With expansive resorts, world-renowned dining, and accommodation for every type of adventurer, skiing in Europe is a near unbeatable experience. Whether you’re a beginner or a seasoned pro, you’ll be able to find the best ski resort for your needs in Europe. Home to the largest ski area in the world – the Three Valleys – but also to smaller emerging resorts, the skiing in Europe is varied and diverse.
In the Pocket Wanderings Europe Ski Edit, you’ll find useful information and adventure inspiration to help you plan your next trip, or simply refine the details. From tried and tested packing lists and practical information to hand-picked hotel guides and restaurant recommendations.
With so many exceptional ski resorts in Europe, choosing where to go can seem overwhelming. Most seasoned skiers or snowboarders will have their personal favourites.

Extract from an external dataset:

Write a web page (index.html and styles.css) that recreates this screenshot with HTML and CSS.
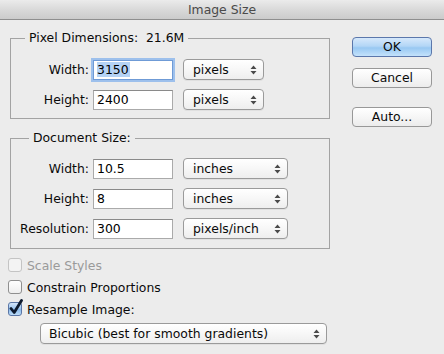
FILE: index.html
```html
<!DOCTYPE html>
<html>
<head>
<meta charset="utf-8">
<link rel="stylesheet" href="styles.css">
</head>
<body>
<div class="window">
  <div class="titlebar">Image Size</div>
  <div class="main">
    <div class="left">
      <fieldset class="group g1">
        <legend>Pixel Dimensions:&nbsp; 21.6M</legend>
        <div class="row">
          <label class="lbl">Width:</label>
          <div class="input focus"><span class="sel">3150</span></div>
          <div class="popup w81"><span>pixels</span><svg class="arr" width="7" height="10" viewBox="0 0 7 10"><path d="M3.5 0.5L6.5 4H0.5Z M0.5 6H6.5L3.5 9.5Z" fill="#4a4a4a"/></svg></div>
        </div>
        <div class="row">
          <label class="lbl">Height:</label>
          <div class="input">2400</div>
          <div class="popup w81"><span>pixels</span><svg class="arr" width="7" height="10" viewBox="0 0 7 10"><path d="M3.5 0.5L6.5 4H0.5Z M0.5 6H6.5L3.5 9.5Z" fill="#4a4a4a"/></svg></div>
        </div>
      </fieldset>
      <fieldset class="group g2">
        <legend>Document Size:</legend>
        <div class="row">
          <label class="lbl">Width:</label>
          <div class="input">10.5</div>
          <div class="popup w105"><span>inches</span><svg class="arr" width="7" height="10" viewBox="0 0 7 10"><path d="M3.5 0.5L6.5 4H0.5Z M0.5 6H6.5L3.5 9.5Z" fill="#4a4a4a"/></svg></div>
        </div>
        <div class="row">
          <label class="lbl">Height:</label>
          <div class="input">8</div>
          <div class="popup w105"><span>inches</span><svg class="arr" width="7" height="10" viewBox="0 0 7 10"><path d="M3.5 0.5L6.5 4H0.5Z M0.5 6H6.5L3.5 9.5Z" fill="#4a4a4a"/></svg></div>
        </div>
        <div class="row">
          <label class="lbl">Resolution:</label>
          <div class="input">300</div>
          <div class="popup w105"><span>pixels/inch</span><svg class="arr" width="7" height="10" viewBox="0 0 7 10"><path d="M3.5 0.5L6.5 4H0.5Z M0.5 6H6.5L3.5 9.5Z" fill="#4a4a4a"/></svg></div>
        </div>
      </fieldset>
      <div class="checks">
        <div class="check disabled"><span class="box"></span><span>Scale Styles</span></div>
        <div class="check"><span class="box"></span><span>Constrain Proportions</span></div>
        <div class="check"><span class="box checked"><svg width="16" height="17" viewBox="0 0 16 17"><path d="M3 9.5L6.2 13.5L13.5 1.5" fill="none" stroke="#0d1a2e" stroke-width="2.8" stroke-linecap="round" stroke-linejoin="round"/></svg></span><span>Resample Image:</span></div>
      </div>
      <div class="popup wide"><span>Bicubic (best for smooth gradients)</span><svg class="arr" width="7" height="10" viewBox="0 0 7 10"><path d="M3.5 0.5L6.5 4H0.5Z M0.5 6H6.5L3.5 9.5Z" fill="#4a4a4a"/></svg></div>
    </div>
    <div class="right">
      <div class="btn default">OK</div>
      <div class="btn cancel">Cancel</div>
      <div class="btn">Auto...</div>
    </div>
  </div>
</div>
</body>
</html>
```

FILE: styles.css
```css
html, body {
  margin: 0;
  padding: 0;
}
body {
  width: 444px;
  height: 354px;
  background: #ececec;
  font-family: "DejaVu Sans", sans-serif;
  font-size: 12.4px;
  color: #0a0a0a;
  overflow: hidden;
}
.titlebar {
  height: 19px;
  line-height: 20px;
  text-align: center;
  color: #4a4a4a;
  background: linear-gradient(#ebebeb, #d6d6d6 60%, #cbcbcb);
  border-bottom: 1px solid #8e8e8e;
}
.main {
  display: flex;
  padding-left: 8px;
}
.left {
  width: 322px;
  display: flex;
  flex-direction: column;
}
.right {
  width: 80px;
  margin-left: 22px;
  padding-top: 17px;
  display: flex;
  flex-direction: column;
}
.group {
  margin: 0 0 0 2px;
  width: 318px;
  border: 1px solid #a3a3a3;
  padding: 0;
  min-inline-size: 0;
  display: flex;
  flex-direction: column;
  gap: 9px;
}
.group legend {
  line-height: 16px;
  padding: 0 4px;
}
.g1 {
  margin-top: 10px;
  padding-top: 13px;
  padding-bottom: 8px;
}
.g1 legend { margin-left: 14px; }
.g2 {
  margin-top: 11px;
  padding-top: 12px;
  padding-bottom: 9px;
}
.g2 legend { margin-left: 18px; }
.row {
  display: flex;
  align-items: center;
  height: 21px;
}
.lbl {
  width: 78px;
  margin-right: 4px;
  text-align: right;
}
.input {
  box-sizing: border-box;
  width: 80px;
  height: 20px;
  line-height: 18px;
  padding-left: 3px;
  background: #fff;
  border: 1px solid #aaa;
  border-top-color: #8a8a8a;
  color: #000;
}
.input.focus {
  border-color: #6f9bd6;
  box-shadow: 0 0 0 2px #9dc0ec;
}
.sel {
  background: #b5d3f5;
  padding-right: 1px;
}
.popup {
  box-sizing: border-box;
  height: 21px;
  margin-left: 10px;
  border: 1px solid #9a9a9a;
  border-radius: 4px;
  background: linear-gradient(#ffffff, #f7f7f7 50%, #eeeeee);
  box-shadow: 0 1px 0 rgba(0,0,0,0.05);
  display: flex;
  align-items: center;
  justify-content: space-between;
  padding: 0 6px 0 9px;
}
.popup .arr { display: block; }
.w81 { width: 81px; }
.w105 { width: 105px; }
.wide {
  width: 287px;
  margin-left: 32px;
  margin-top: 3px;
  padding-left: 8px;
}
.checks {
  margin-top: 5px;
  display: flex;
  flex-direction: column;
}
.check {
  height: 22px;
  display: flex;
  align-items: center;
  gap: 5px;
}
.check.disabled { color: #9a9a9a; }
.box {
  box-sizing: border-box;
  width: 14px;
  height: 14px;
  border: 1px solid #8f8f8f;
  border-radius: 3px;
  background: linear-gradient(#ffffff, #eeeeee);
  position: relative;
}
.check.disabled .box { border-color: #c4c4c4; background: #f3f3f3; }
.box.checked {
  border-color: #5a76a6;
  background: linear-gradient(#d4e6fa, #99c3ee 50%, #86b7ea 51%, #bcdcf8);
}
.box svg {
  position: absolute;
  left: -1px;
  top: -4px;
}
.btn {
  box-sizing: border-box;
  height: 20px;
  line-height: 18px;
  text-align: center;
  border: 1px solid #989898;
  border-radius: 4px;
  background: linear-gradient(#ffffff, #f6f6f6 50%, #ececec);
  margin-bottom: 19px;
}
.btn.default {
  border-color: #5b77ab;
  background: linear-gradient(#d6e8fb, #b3d6f6 45%, #98c8f2 55%, #c4e2fb);
  margin-bottom: 11px;
}
.btn.cancel { margin-bottom: 19px; }
```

But if you’re looking to try somewhere new, or this is your first time skiing in Europe, then browse these resort highlights. Whether you’re in it for powder skiing or the après, for the beginner slopes or the snow parks, you’ll find it here.
The Europe ski season generally runs from late November until mid-late April. The exact dates will of course depend on the ski resort and it can vary from year to year depending on snow conditions.

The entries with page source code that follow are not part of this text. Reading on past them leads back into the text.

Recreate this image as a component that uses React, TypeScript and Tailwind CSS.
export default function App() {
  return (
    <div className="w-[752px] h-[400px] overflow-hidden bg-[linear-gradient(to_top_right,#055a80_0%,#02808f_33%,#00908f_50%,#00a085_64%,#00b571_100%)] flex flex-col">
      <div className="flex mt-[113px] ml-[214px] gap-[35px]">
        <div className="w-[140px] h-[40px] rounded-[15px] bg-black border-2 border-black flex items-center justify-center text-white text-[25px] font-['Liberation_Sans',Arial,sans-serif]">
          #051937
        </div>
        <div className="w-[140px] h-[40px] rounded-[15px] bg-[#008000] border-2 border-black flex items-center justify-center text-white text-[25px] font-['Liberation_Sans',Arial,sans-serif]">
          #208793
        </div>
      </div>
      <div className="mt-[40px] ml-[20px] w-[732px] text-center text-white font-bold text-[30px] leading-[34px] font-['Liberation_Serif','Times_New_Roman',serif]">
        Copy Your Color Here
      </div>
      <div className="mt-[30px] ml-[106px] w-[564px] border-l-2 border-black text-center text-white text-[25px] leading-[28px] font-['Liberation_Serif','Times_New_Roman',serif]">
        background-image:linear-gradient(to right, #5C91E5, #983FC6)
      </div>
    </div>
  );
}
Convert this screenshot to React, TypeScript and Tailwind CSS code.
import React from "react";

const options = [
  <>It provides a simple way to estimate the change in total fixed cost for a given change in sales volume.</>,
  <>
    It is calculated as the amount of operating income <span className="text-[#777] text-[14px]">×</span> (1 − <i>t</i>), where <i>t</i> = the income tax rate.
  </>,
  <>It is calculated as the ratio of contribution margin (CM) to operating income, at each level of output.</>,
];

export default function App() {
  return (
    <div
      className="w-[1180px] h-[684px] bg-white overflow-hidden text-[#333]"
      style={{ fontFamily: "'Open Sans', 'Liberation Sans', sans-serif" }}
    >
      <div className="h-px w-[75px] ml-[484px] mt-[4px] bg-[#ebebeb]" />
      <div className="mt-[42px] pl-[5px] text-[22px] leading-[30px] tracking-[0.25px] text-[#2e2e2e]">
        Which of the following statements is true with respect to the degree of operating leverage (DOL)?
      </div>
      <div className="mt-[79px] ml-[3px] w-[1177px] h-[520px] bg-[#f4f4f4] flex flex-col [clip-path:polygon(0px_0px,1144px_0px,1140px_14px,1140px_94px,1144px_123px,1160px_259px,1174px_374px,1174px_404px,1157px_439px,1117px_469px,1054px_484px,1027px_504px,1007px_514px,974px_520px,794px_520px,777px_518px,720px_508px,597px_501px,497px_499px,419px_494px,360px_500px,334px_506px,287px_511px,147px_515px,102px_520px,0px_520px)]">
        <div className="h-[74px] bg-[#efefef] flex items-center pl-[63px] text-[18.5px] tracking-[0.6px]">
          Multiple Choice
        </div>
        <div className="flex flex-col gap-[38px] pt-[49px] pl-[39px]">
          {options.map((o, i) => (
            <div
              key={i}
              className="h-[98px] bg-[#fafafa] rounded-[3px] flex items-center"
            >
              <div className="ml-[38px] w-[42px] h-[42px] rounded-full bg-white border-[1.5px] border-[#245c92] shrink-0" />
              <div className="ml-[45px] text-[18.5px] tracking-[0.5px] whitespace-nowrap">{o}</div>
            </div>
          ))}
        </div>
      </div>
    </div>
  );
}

If you can, it’s best to avoid school holidays in both the UK and the destination country. Generally the most affordable weeks are in mid-January, although the weather is usually a little colder. March brings the perfect harmony of nicer weather and good snow conditions. April can be wonderful if you’re lucky with the snow conditions. Think bluebird days and t-shirt skiing!
If you’re travelling near the start or end of the season, it’s best to head to one of the more snow sure resorts. This usually means higher altitudes or a glacier. The best snow sure resorts include Val Thorens, Tignes/Val d’Isère and Les Deux Alpes in France, Obergurgl, Ischgl and Lech in Austria, Zermatt and Saas-Fee in Switzerland, or Cervinia in Italy.
The two most popular ways of getting to the European ski resorts are by air or by road. There are a number of airports which provide a gateway to the Alps and beyond, including Geneva, Chambery, Grenoble, Innsbruck, Milan, and many more. Bear in mind that transfer times can be quite long. This is partly because of their location in the mountains, but also because heavy snow can cause significant disruption if you’re unlucky.
Driving tends to be a more popular option for those who have a place in the mountains (lucky things!) or intend to spend longer out there. Taking a car in the winter doesn’t really bring many benefits.
It is possible to get the train to a number of European ski resorts from some of the main airports or towns. Check the specific resort you’re visiting before you travel to find out whether the train is a viable option.